Également, dans les locaux de la Custodia, et aux mêmes dates, exposition Entre notation et rêve. L'oeuvre sur papier d'Arie Schippers avec quelques sculptures. Catalogue dans un très beau format à l'italienne, tel un carnet de dessins, remarquablement bien mis en page. Texte très sensible de Gijsbert van der Wal, traduit du néerlandais par Édouard Vergnon, sur le magnifique travail de cet artiste néerlandais né en 1952. 160 pages. Éditions De Weideblik.
La bibliothèque de la Custodia est, avec 130 000 volumes, l'une des institutions spécialisées en l'histoire de l'art. Elle est maintenant installée au 4e étage de l'hôtel Lévis-Mirepoix, au 121 de la rue de Lille. Du lundi au vendredi, de 14h à 18h.
Custodia, n'est pas centrée uniquement sur des dessins des écoles du Nord ; le prochain événement sera les dessins italiens : Raphaël, Titien, Michel-Ange. Dessins italiens du Städel Museum de Francfort (1430-1600) & autres dessinateurs sans oublier Pontormo.

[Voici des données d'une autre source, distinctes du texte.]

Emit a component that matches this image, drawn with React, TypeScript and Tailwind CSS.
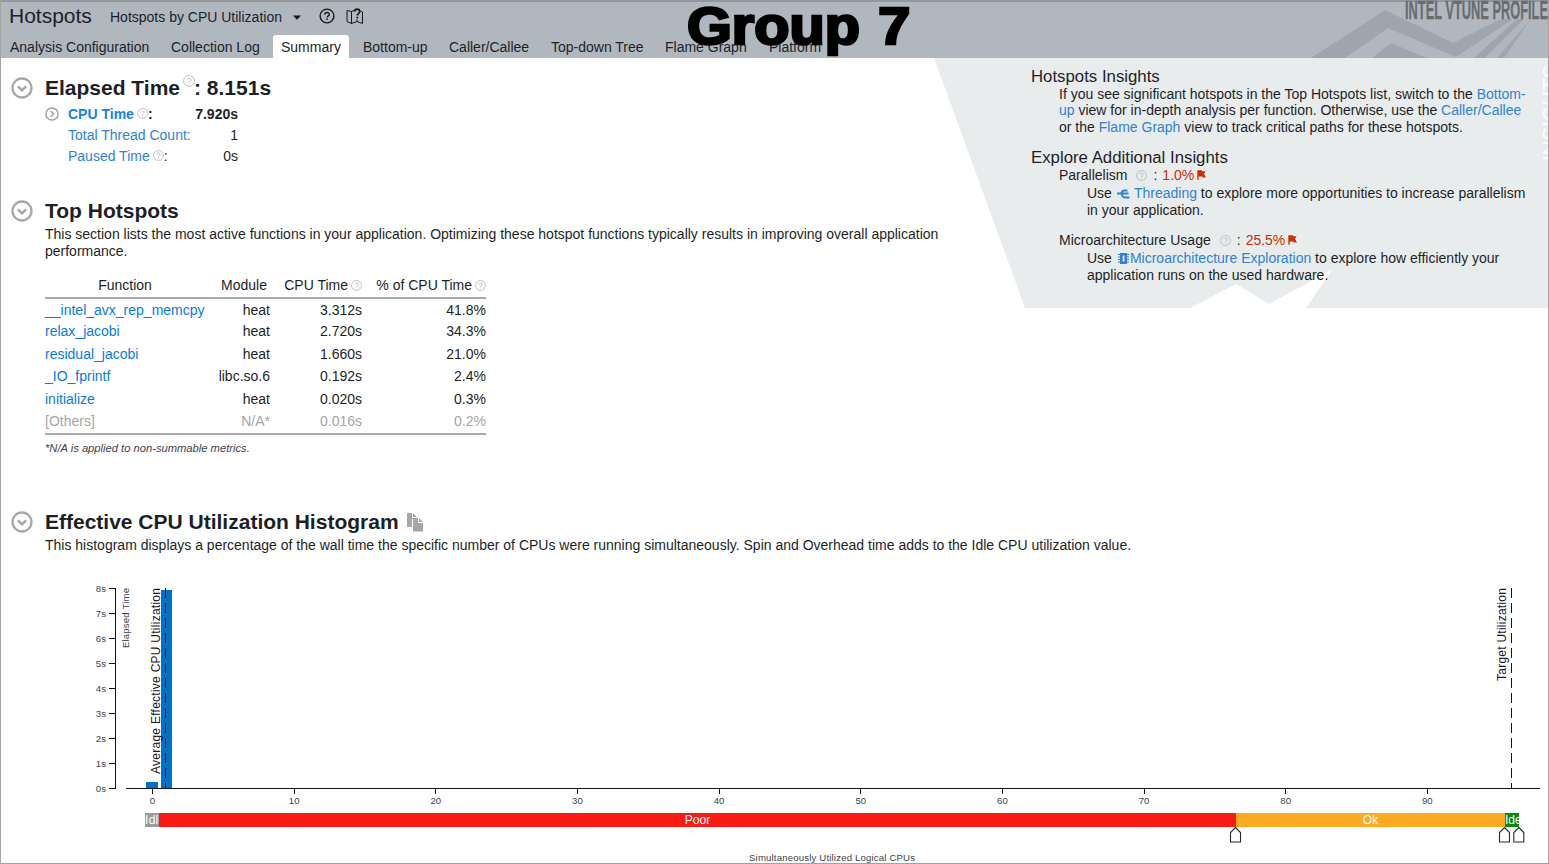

Encore de belles feuilles au moment du printanier Salon du dessin au palais Brongniart. Le travail très fort des dessins et estampes, avec Cirque d'encres de Gèr Boosten (né en 1947 aux Pays-Bas), vivant en France depuis 1996 sera montrée concomitamment dans une volonté de Custodia de présenter des œuvres sur papier de contemporains. Aux mêmes dates, du 21 mars au 21 juin 2015.